The problem with big table/hbase is that it isn't just a hosted instance - you've made it mostly work with the same api, but it's not the same beast. That you have a modified version of the Java client and a page detailing a heap of differences is not a minor detail.
Honestly this just sounda like Google m/o (aka embrace/extend/extinguish 2.0) at everything.
Gmail sort of supports imap and smtp but in several ways it's broken, but users don't care that it's google's fault, they just want their free email.
Big table is not hbase it's just sort of compatible, but developers dont care they just want to drink the cool aid.
If Google really wanted to commit to anti-lock-in they would focus on runningc open source software that they use their infinite budget to tune to absolute best performance, combined with contributions back to those projects, to improve them where tuning alone isn't enough.
Common API even in non-perfect way is so much better than everybody reinventing the wheel from scratch, because some tiny use case doesn't fit in the previous API.
>This article is more probably to convince ppl to use Google Cloud rather than how to run multicloud strategy.
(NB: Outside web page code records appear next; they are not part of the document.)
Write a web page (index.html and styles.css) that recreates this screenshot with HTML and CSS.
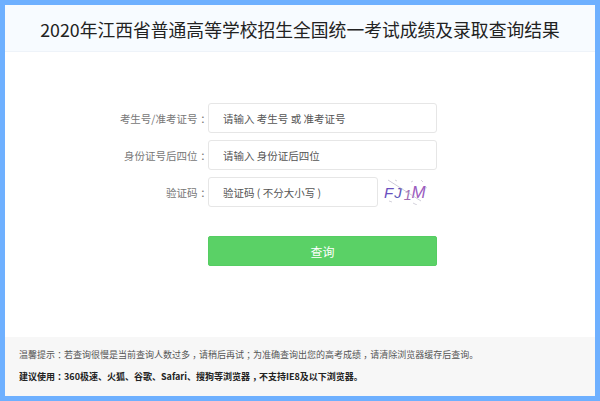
FILE: index.html
```html
<!DOCTYPE html>
<html lang="zh-CN">
<head>
<meta charset="utf-8">
<title>2020年江西省普通高等学校招生全国统一考试成绩及录取查询结果</title>
<link rel="stylesheet" href="styles.css">
</head>
<body>
<div class="panel">
  <header class="head"><h1 class="title">2020年江西省普通高等学校招生全国统一考试成绩及录取查询结果</h1></header>
  <main class="form">
    <div class="row">
      <label class="label">考生号/准考证号<span class="p">：</span></label>
      <input class="field" placeholder="请输入 考生号 或 准考证号">
    </div>
    <div class="row">
      <label class="label">身份证号后四位<span class="p">：</span></label>
      <input class="field" placeholder="请输入 身份证后四位">
    </div>
    <div class="row">
      <label class="label">验证码<span class="p">：</span></label>
      <input class="field short" placeholder="验证码 ( 不分大小写 )">
      <div class="captcha">
        <svg class="noise" viewBox="0 0 44 26" width="44" height="26"><path d="M3 1 L36 22" stroke="#b9b4c8" stroke-width=".7" fill="none"/><path d="M10 1 L12 2 M26 3 L28 2 M36 1 L38 3 M4 22 L7 23 M28 24 L32 26 M40 8 L42 9" stroke="#c9c6d3" stroke-width=".8" fill="none"/></svg>
        <span class="c1">F</span><span class="c2">J</span><span class="c3">1</span><span class="c4">M</span>
      </div>
    </div>
    <div class="row action">
      <span class="label"></span>
      <button class="submit" type="button">查询</button>
    </div>
  </main>
  <footer class="notes">
    <p class="note">温馨提示<span class="p">：</span>若查询很慢是当前查询人数过多<span class="p">，</span>请稍后再试<span class="p">；</span>为准确查询出您的高考成绩<span class="p">，</span>请清除浏览器缓存后查询。</p>
    <p class="note strong">建议使用<span class="p">：</span>360极速、火狐、谷歌、Safari、搜狗等浏览器<span class="p">，</span>不支持IE8及以下浏览器。</p>
  </footer>
</div>
</body>
</html>
```
FILE: styles.css
```css
* { box-sizing: border-box; }
html, body { margin: 0; height: 401px; overflow: hidden; }
body {
  padding: 5px;
  background: #6eb0ff;
  font-family: "Noto Sans CJK SC", "Noto Sans", sans-serif;
}
.panel {
  height: 391px;
  background: #fff;
  display: flex;
  flex-direction: column;
}
.head {
  height: 47px;
  padding-top: 1px;
  background: #f7fbff;
  border-bottom: 1px solid #eef3f9;
  display: flex;
  align-items: center;
  justify-content: center;
}
.title {
  margin: 0;
  font-size: 17.8px;
  font-weight: 400;
  color: #222;
  white-space: nowrap;
}
.form {
  padding-top: 51px;
  display: flex;
  flex-direction: column;
  gap: 7px;
}
.row {
  display: flex;
  align-items: center;
  height: 30px;
}
.label {
  width: 203px;
  flex: none;
  text-align: right;
  font-size: 10.5px;
  color: #777;
  white-space: nowrap;
}
.p {
  font-feature-settings: "halt";
  margin: 0 .25em;
}
.field {
  width: 229px;
  height: 30px;
  padding: 0 14px;
  border: 1px solid #e6e6e6;
  border-radius: 3px;
  background: #fff;
  font: 10.5px "Noto Sans CJK SC", sans-serif;
  color: #555;
  outline: none;
}
.field::placeholder { color: #555; opacity: 1; }
.field.short { width: 170px; }
.captcha {
  position: relative;
  width: 47px;
  height: 26px;
  margin-left: 5px;
  display: flex;
  align-items: center;
  font: italic 15px "Liberation Sans", sans-serif;
}
.noise { position: absolute; left: 2px; top: 0; }
.c1 { color: #6a4fc0; margin-left: 1px; }
.c2 { color: #5a55b8; margin-left: 1px; }
.c3 { color: #a06ab0; font-size: 14px; margin: 6px 0 0 2px; }
.c4 { color: #9a5cc0; font-size: 17px; margin-top: 2px; }
.action { margin-top: 22px; }
.submit {
  width: 229px;
  height: 30px;
  border: 1px solid #55cd62;
  border-radius: 2px;
  background: #5ad166;
  color: #fff;
  font: 12px "Noto Sans CJK SC", sans-serif;
  padding: 0;
}
.notes {
  margin-top: auto;
  height: 59px;
  background: #f7f7f7;
  padding: 11px 14px 0;
  display: flex;
  flex-direction: column;
  gap: 8px;
}
.note {
  margin: 0;
  font-size: 9px;
  line-height: 14px;
  color: #555;
  white-space: nowrap;
}
.note.strong { color: #222; font-weight: 700; }
```
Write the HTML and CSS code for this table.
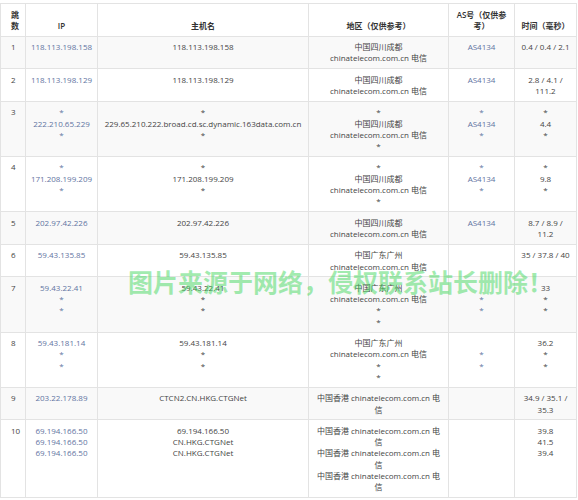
FILE: index.html
```html
<!DOCTYPE html>
<html lang="zh-CN">
<head>
<meta charset="utf-8">
<title>Traceroute</title>
<link rel="stylesheet" href="styles.css">
</head>
<body>
<div class="wrap">
<table class="trace">
  <colgroup>
    <col class="c-hop">
    <col class="c-ip">
    <col class="c-host">
    <col class="c-geo">
    <col class="c-as">
    <col class="c-time">
  </colgroup>
  <thead>
    <tr>
      <th class="hop">跳<br>数</th>
      <th>IP</th>
      <th>主机名</th>
      <th>地区（仅供参考）</th>
      <th>AS号（仅供参<br>考）</th>
      <th>时间（毫秒）</th>
    </tr>
  </thead>
  <tbody>
    <tr>
      <td class="hop">1</td>
      <td class="link">118.113.198.158</td>
      <td>118.113.198.158</td>
      <td>中国四川成都<br>chinatelecom.com.cn 电信</td>
      <td class="link">AS4134</td>
      <td>0.4 / 0.4 / 2.1</td>
    </tr>
    <tr>
      <td class="hop">2</td>
      <td class="link">118.113.198.129</td>
      <td>118.113.198.129</td>
      <td>中国四川成都<br>chinatelecom.com.cn 电信</td>
      <td class="link">AS4134</td>
      <td>2.8 / 4.1 /<br>111.2</td>
    </tr>
    <tr>
      <td class="hop">3</td>
      <td class="link">*<br>222.210.65.229<br>*</td>
      <td>*<br>229.65.210.222.broad.cd.sc.dynamic.163data.com.cn<br>*</td>
      <td>*<br>中国四川成都<br>chinatelecom.com.cn 电信<br>*</td>
      <td class="link">*<br>AS4134<br>*</td>
      <td>*<br>4.4<br>*</td>
    </tr>
    <tr>
      <td class="hop">4</td>
      <td class="link">*<br>171.208.199.209<br>*</td>
      <td>*<br>171.208.199.209<br>*</td>
      <td>*<br>中国四川成都<br>chinatelecom.com.cn 电信<br>*</td>
      <td class="link">*<br>AS4134<br>*</td>
      <td>*<br>9.8<br>*</td>
    </tr>
    <tr>
      <td class="hop">5</td>
      <td class="link">202.97.42.226</td>
      <td>202.97.42.226</td>
      <td>中国四川成都<br>chinatelecom.com.cn 电信</td>
      <td class="link">AS4134</td>
      <td>8.7 / 8.9 /<br>11.2</td>
    </tr>
    <tr>
      <td class="hop">6</td>
      <td class="link">59.43.135.85</td>
      <td>59.43.135.85</td>
      <td>中国广东广州<br>chinatelecom.com.cn 电信</td>
      <td class="link"></td>
      <td>35 / 37.8 / 40</td>
    </tr>
    <tr>
      <td class="hop">7</td>
      <td class="link">59.43.22.41<br>*<br>*</td>
      <td>59.43.22.41<br>*<br>*</td>
      <td>中国广东广州<br>chinatelecom.com.cn 电信<br>*<br>*</td>
      <td class="link">&nbsp;<br>*<br>*</td>
      <td>33<br>*<br>*</td>
    </tr>
    <tr>
      <td class="hop">8</td>
      <td class="link">59.43.181.14<br>*<br>*</td>
      <td>59.43.181.14<br>*<br>*</td>
      <td>中国广东广州<br>chinatelecom.com.cn 电信<br>*<br>*</td>
      <td class="link">&nbsp;<br>*<br>*</td>
      <td>36.2<br>*<br>*</td>
    </tr>
    <tr>
      <td class="hop">9</td>
      <td class="link">203.22.178.89</td>
      <td>CTCN2.CN.HKG.CTGNet</td>
      <td>中国香港 chinatelecom.com.cn 电<br>信</td>
      <td class="link"></td>
      <td>34.9 / 35.1 /<br>35.3</td>
    </tr>
    <tr>
      <td class="hop">10</td>
      <td class="link">69.194.166.50<br>69.194.166.50<br>69.194.166.50</td>
      <td>69.194.166.50<br>CN.HKG.CTGNet<br>CN.HKG.CTGNet</td>
      <td>中国香港 chinatelecom.com.cn 电<br>信<br>中国香港 chinatelecom.com.cn 电<br>信<br>中国香港 chinatelecom.com.cn 电<br>信</td>
      <td class="link"></td>
      <td>39.8<br>41.5<br>39.4</td>
    </tr>
  </tbody>
</table>
<div class="watermark">图片来源于网络，侵权联系站长删除！</div>
</div>
</body>
</html>
```

FILE: styles.css
```css
html, body {
  margin: 0;
  padding: 0;
  background: #ffffff;
}

.wrap {
  position: relative;
  padding-top: 3px;
}

.trace {
  width: 576px;
  table-layout: fixed;
  border-collapse: collapse;
  font-family: "Open Sans", "Noto Sans CJK SC", sans-serif;
  font-size: 8px;
  line-height: 11.3px;
  color: #444444;
}

.c-hop { width: 25px; }
.c-ip { width: 72px; }
.c-host { width: 211px; }
.c-geo { width: 140px; }
.c-as { width: 66px; }
.c-time { width: 62px; }

.trace th,
.trace td {
  border: 1px solid #e3e3e3;
  padding: 4.5px 3px;
  text-align: center;
  white-space: nowrap;
}

.trace th {
  vertical-align: bottom;
  font-weight: 600;
  color: #333333;
}

.trace td {
  vertical-align: top;
}

.trace .hop {
  text-align: left;
  padding-left: 10px;
  padding-right: 0;
}

.trace tbody tr:nth-child(odd) {
  background: #f9f9f9;
}

.trace .link {
  color: #5f74a2;
}

.watermark {
  position: absolute;
  left: 128px;
  top: 266px;
  font-family: "Noto Sans CJK SC", sans-serif;
  font-weight: 700;
  font-size: 25px;
  line-height: 30px;
  color: rgba(70, 215, 95, 0.5);
  white-space: nowrap;
  pointer-events: none;
}
```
Yes. For public cloud, it's AWS v. everyone else right now. This is why Docker is popular among IT mega-vendors because container portability gives IBM/Microsoft Azure/GCP/Red Hat a fighting chance to stop AWS from gobbling up the entire cloud infrastructure.
Container portability => less AWS lock-in => They'll come to my platform, perchance.
TF is entirely opensource. The same models will run on the open source version as in the hosted version. How is this not the equivalent of saying "If you use postgres, you are locked in."
Well that's odd, they sort of forget to mention the whole premise of (all the projects composed in) openstack (which is to provide the same APIs across providers, vendors... by its very nature escaping lock-in by doing this).
Also sadly (and maybe I'm taking this wrong) but calling the holy land 'Google Infrastructure For Everyone Else' seems condescending ...
Author here: yeahhhh we don't know what to call it. CoreOS folks said this and it sorta made sense, we call out the name ookyness right in the post. AsKSHBDDVBTFRcsM seemed, well, dumb. Ideas?
Call it 'googles view of a stack', at least that doesn't make it sound like an elitist view on (one of many) versions of a stack (that yes is just one version of many stacks that have and do work for the <wider world>).
After all the noise about Firebase at the last Google I/O, it's odd that the article doesn't mention it at all. I guess its proprietary API and undocumented wire protocol with no open source alternatives would be off message...
I wish this was true. I am locked-in with Firebase and would love to self-host now that I have resources. Sadly I will have to rewrite the API.
It's not that Firebase is not great, I just want to take control back.
To be fair, I think Horizon is one of the more promising Firebase alternatives. However, it has completely different semantics, and is quite immature at this point (look at the limitations: http://horizon.io/docs/limitations/). But if Firebase remains proprietary and Horizon continues to improve I could certainly imagine that rewriting my app will eventually start to look attractive.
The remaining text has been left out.